The hierarchical structure also creates natural places to put incremental testing phases. Once the animator has imported his data into the game editor and verified that it still looks nice with all that quaternion compression he should be able to test his new assets within the context and manually tweak the settings to see that the asset behaves nicely with the extremes, and finally check how the more procedural code uses his new asset. At simplest it could be piece of code which randomly selects valid transitions to other actions and reactions. Each goal solving behavior should be testable separately too, as well as the level designer should be able to reset his current scene to certain state and see if it plays out well.

Especially when working with large team it is essential that everyone is able to test their own work. Different teams may have different schedules. It may be weeks away to get that new animation which is so desperately needed to make the new vehicle combat look perfect and it would be shame to wait even more for another round for tweaks and fixes when the animation does not blend together with the existing assets once it is put in the game.

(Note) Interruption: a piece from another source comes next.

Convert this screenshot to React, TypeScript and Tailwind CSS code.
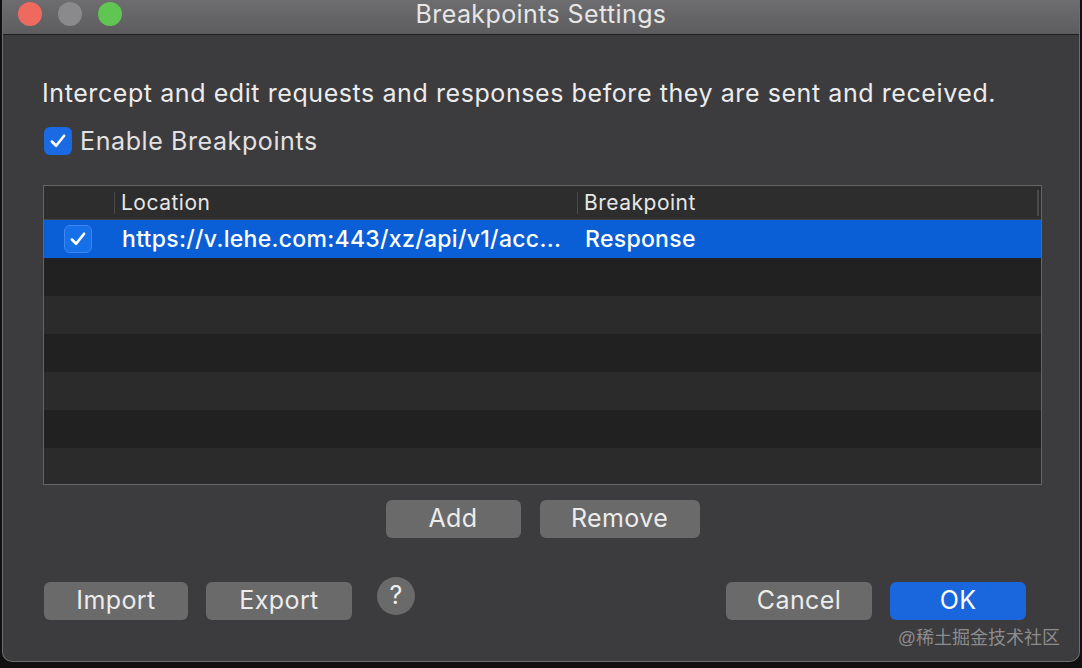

When the structure of the game is split into nicely defined chunks on different levels, it enables to the people to work more efficiently. The contracts allow the people to work in parallel. Once the contracts have matured a bit, the art team can crank out new cool variations for the already existing library actions.

I represented a hierarchical action game structure where the motivation for the structure is practical–how to chop things down into manageable pieces so that people from many disciplines can work in parallel and understand the game creation process. The structure is highly dynamic, allowing changes in all the levels of detail from the game flow from mission control to minute to minute AI decisions.